0 Coming up roses – why autumn planting is best

taunton-sch--roses.jpg"Is Autumn the best time to plant roses?" and the simple answer is "YES".

Under the 'Plan it, Plant it this Autumn' campaign, the Horticultural Trades Association is encouraging people to carry on gardening throughout the autumn and plan for spring.

The rose still constantly tops the list as one of the nation's favourite flowers and they can still be enjoyed in the autumn months.

Roses produce a better root system if planted earlier in the autumn when the soil is still relatively warm and moist. Planting in the autumn helps roses to establish better and they will be more vigorous and less likely to suffer from drought than spring planted roses.

When planting bare root roses, dig a hole wide enough to allow the root system to be spread out deep enough so that the union (graft) is planted 2-3cm (1in) below the surface of the soil.

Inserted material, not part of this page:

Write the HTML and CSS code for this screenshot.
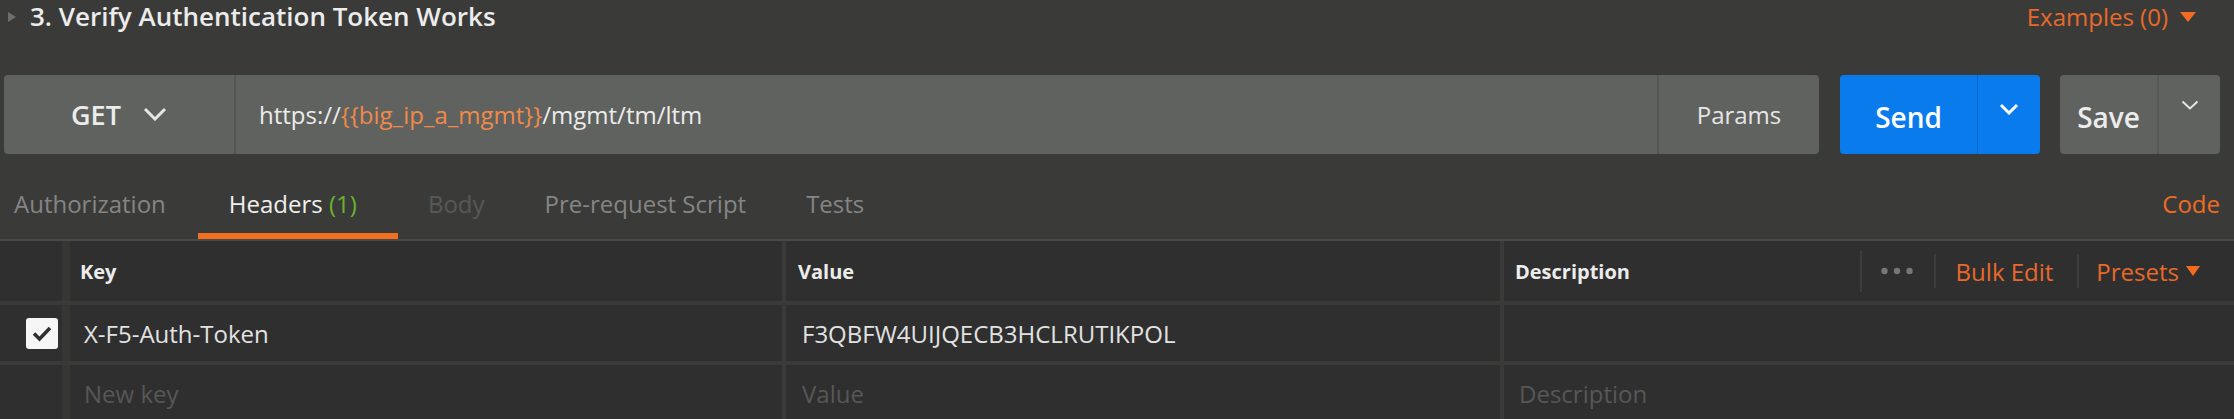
FILE: index.html
```html
<!DOCTYPE html>
<html lang="en">
<head>
<meta charset="utf-8">
<title>Verify Authentication Token Works</title>
<link rel="stylesheet" href="styles.css">
</head>
<body>
<div class="app">
  <div class="title-row">
    <span class="caret"></span>
    <h1 class="title">3. Verify Authentication Token Works</h1>
    <div class="examples">Examples (0)<span class="tri-down"></span></div>
  </div>

  <div class="url-row">
    <div class="url-box">
      <div class="method">
        <span>GET</span>
        <svg class="chev-get" width="24" height="14" viewBox="0 0 24 14"><path d="M2 2 L12 12 L22 2" fill="none" stroke="#e6e6e6" stroke-width="3"/></svg>
      </div>
      <div class="url">https://<span class="var">{{big_ip_a_mgmt}}</span>/mgmt/tm/ltm</div>
      <div class="params">Params</div>
    </div>
    <div class="send">
      <div class="send-label">Send</div>
      <div class="send-drop">
        <svg width="20" height="12" viewBox="0 0 20 12"><path d="M2 2 L10 10 L18 2" fill="none" stroke="#ffffff" stroke-width="3"/></svg>
      </div>
    </div>
    <div class="save">
      <div class="save-label">Save</div>
      <div class="save-drop">
        <svg width="18" height="10" viewBox="0 0 18 10"><path d="M1.5 1.5 L9 8.5 L16.5 1.5" fill="none" stroke="#e6e6e6" stroke-width="2"/></svg>
      </div>
    </div>
  </div>

  <div class="tabs-row">
    <div class="tab tab-first tab-muted">Authorization</div>
    <div class="tab tab-active">Headers <span class="count">(1)</span></div>
    <div class="tab tab-disabled">Body</div>
    <div class="tab tab-muted">Pre-request Script</div>
    <div class="tab tab-muted">Tests</div>
    <div class="code">Code</div>
  </div>

  <div class="table">
    <div class="row row-head">
      <div class="c-check"></div>
      <div class="c-key"><span class="head-label">Key</span></div>
      <div class="c-val"><span class="head-label">Value</span></div>
      <div class="c-desc head-desc">
        <span class="head-label">Description</span>
        <div class="head-tools">
          <span class="sep sep-tall"></span>
          <svg class="dots" width="32" height="8" viewBox="0 0 32 8"><circle cx="3.5" cy="4" r="3.2" fill="#777"/><circle cx="16" cy="4" r="3.2" fill="#777"/><circle cx="28.5" cy="4" r="3.2" fill="#777"/></svg>
          <span class="sep"></span>
          <span class="bulk">Bulk Edit</span>
          <span class="sep"></span>
          <span class="presets">Presets</span>
          <span class="tri-down tri-presets"></span>
        </div>
      </div>
    </div>
    <div class="row">
      <div class="c-check">
        <svg class="checkbox" width="32" height="31" viewBox="0 0 32 31"><rect x="0" y="0" width="32" height="31" rx="3" fill="#f6f6f6"/><path d="M8 15.5 L13.5 21 L24 10" fill="none" stroke="#2f2f2f" stroke-width="3.5"/></svg>
      </div>
      <div class="c-key cell-text">X-F5-Auth-Token</div>
      <div class="c-val cell-text">F3QBFW4UIJQECB3HCLRUTIKPOL</div>
      <div class="c-desc cell-text"></div>
    </div>
    <div class="row">
      <div class="c-check"></div>
      <div class="c-key cell-text placeholder">New key</div>
      <div class="c-val cell-text placeholder">Value</div>
      <div class="c-desc cell-text placeholder">Description</div>
    </div>
  </div>
</div>
</body>
</html>
```

FILE: styles.css
```css
* { box-sizing: border-box; }

html, body {
  margin: 0;
  padding: 0;
  background: #3a3b38;
}

body {
  font-family: "Open Sans", "Noto Sans", sans-serif;
  color: #e6e6e6;
  width: 2234px;
  height: 419px;
  overflow: hidden;
}

.app {
  display: flex;
  flex-direction: column;
}

/* Title row */
.title-row {
  height: 33px;
  display: flex;
  align-items: center;
  padding: 0 38px 0 8px;
}

.caret {
  width: 0;
  height: 0;
  border-left: 8px solid #6e6f6c;
  border-top: 5px solid transparent;
  border-bottom: 5px solid transparent;
  margin-right: 14px;
}

.title {
  margin: 0;
  font-size: 26px;
  font-weight: 600;
  color: #ececec;
  line-height: 33px;
  flex: 1;
}

.examples {
  display: flex;
  align-items: center;
  font-size: 24px;
  color: #e8692a;
  line-height: 33px;
}

.tri-down {
  width: 0;
  height: 0;
  border-top: 10px solid #f26b21;
  border-left: 8px solid transparent;
  border-right: 8px solid transparent;
  margin-left: 12px;
}

/* URL row */
.url-row {
  margin-top: 42px;
  height: 79px;
  display: flex;
  padding: 0 14px 0 4px;
}

.url-box {
  width: 1815px;
  height: 79px;
  background: #60625f;
  border-radius: 4px;
  display: flex;
  align-items: stretch;
}

.method {
  width: 232px;
  border-right: 2px solid #545652;
  display: flex;
  align-items: center;
  justify-content: center;
  gap: 22px;
  font-size: 27px;
  font-weight: 600;
  color: #ececec;
}

.chev-get { margin-top: -2px; }

.url {
  flex: 1;
  display: flex;
  align-items: center;
  padding-left: 23px;
  font-size: 24px;
  color: #ececec;
  white-space: pre;
}

.var { color: #f08a4b; }

.params {
  width: 162px;
  border-left: 2px solid #545652;
  display: flex;
  align-items: center;
  justify-content: center;
  font-size: 24px;
  color: #e6e6e6;
}

.send {
  margin-left: 21px;
  width: 200px;
  background: #097bed;
  border-radius: 4px;
  display: flex;
}

.send-label {
  width: 138px;
  border-right: 1px solid #0868c9;
  display: flex;
  align-items: center;
  justify-content: center;
  padding-top: 4px;
  font-size: 28px;
  font-weight: 600;
  color: #ffffff;
}

.send-drop {
  flex: 1;
  display: flex;
  align-items: center;
  justify-content: center;
  padding-bottom: 12px;
}

.save {
  margin-left: 20px;
  width: 160px;
  background: #60625f;
  border-radius: 4px;
  display: flex;
}

.save-label {
  width: 99px;
  border-right: 2px solid #555753;
  display: flex;
  align-items: center;
  justify-content: center;
  padding-top: 4px;
  font-size: 28px;
  font-weight: 600;
  color: #ececec;
}

.save-drop {
  flex: 1;
  display: flex;
  align-items: center;
  justify-content: center;
  padding-bottom: 20px;
}

/* Tabs */
.tabs-row {
  margin-top: 14px;
  display: flex;
  align-items: flex-end;
  border-bottom: 2px solid #4a4b48;
  padding-right: 14px;
}

.tab {
  padding: 20px 30px 13px 30px;
  line-height: 32px;
  font-size: 24px;
  border-bottom: 6px solid transparent;
  white-space: nowrap;
}

.tab-first { padding-left: 14px; padding-right: 32px; }

.tab-muted { color: #858585; }
.tab-disabled { color: #585858; }

.tab-active {
  color: #f0f0f0;
  border-bottom-color: #f37021;
  padding-left: 31px;
  padding-right: 41px;
}

.count { color: #6cb22b; }

.code {
  margin-left: auto;
  padding: 20px 0 19px 0;
  line-height: 32px;
  font-size: 24px;
  color: #ef6c24;
}

/* Table */
.table {
  background: #2f2f2f;
  display: flex;
  flex-direction: column;
}

.row {
  display: flex;
  height: 56px;
  border-top: 4px solid #3a3b38;
  box-sizing: content-box;
}

.row-head {
  height: 60px;
  border-top: none;
}

.c-check {
  width: 62px;
  display: flex;
  align-items: center;
  padding-left: 26px;
}

.c-key {
  width: 720px;
  border-left: 8px solid #363734;
  display: flex;
  align-items: center;
  padding-left: 10px;
}

.c-val {
  width: 718px;
  border-left: 4px solid #3a3b38;
  display: flex;
  align-items: center;
  padding-left: 12px;
}

.c-desc {
  flex: 1;
  border-left: 4px solid #3a3b38;
  display: flex;
  align-items: center;
  padding-left: 11px;
}

.head-label {
  font-size: 20px;
  font-weight: 700;
  color: #ececec;
}

.head-desc {
  justify-content: space-between;
  padding-right: 34px;
}

.head-tools {
  display: flex;
  align-items: center;
  font-size: 24px;
  color: #e8692a;
}

.sep {
  width: 2px;
  height: 34px;
  background: #3e3f3c;
}

.sep-tall { height: 41px; }

.dots { margin: 0 21px 0 19px; }

.bulk { margin: 0 24px 0 20px; }

.presets { margin-left: 17px; }

.tri-presets {
  margin-left: 7px;
  border-top-width: 10px;
  border-left-width: 7px;
  border-right-width: 7px;
}

.cell-text {
  font-size: 24px;
  color: #e2e2e2;
}

.c-key.cell-text { padding-left: 14px; }
.c-val.cell-text { padding-left: 16px; }
.c-desc.cell-text { padding-left: 15px; }

.placeholder { color: #575757; }

.checkbox { display: block; }
```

The incorporation of some well rotted organic matter and some 'Roots Boost' (a natural product containing beneficial Mychorrhizal fungi that help to stimulate a good root system) to the excavated soil and planting hole also helps. Make sure that the soil and organic matter is mixed and ensures that the root system does not sit directly within any fresh organic matter, as this may burn the young fibrous roots.

All newly planted bare root roses need to be pruned back hard to 3 to 5 buds from the base of the plant. This will encourage lots of new growth to break from the base of the plant, helping to produce a well structured and better balanced plant and reducing the likelihood of the plant becoming leggy.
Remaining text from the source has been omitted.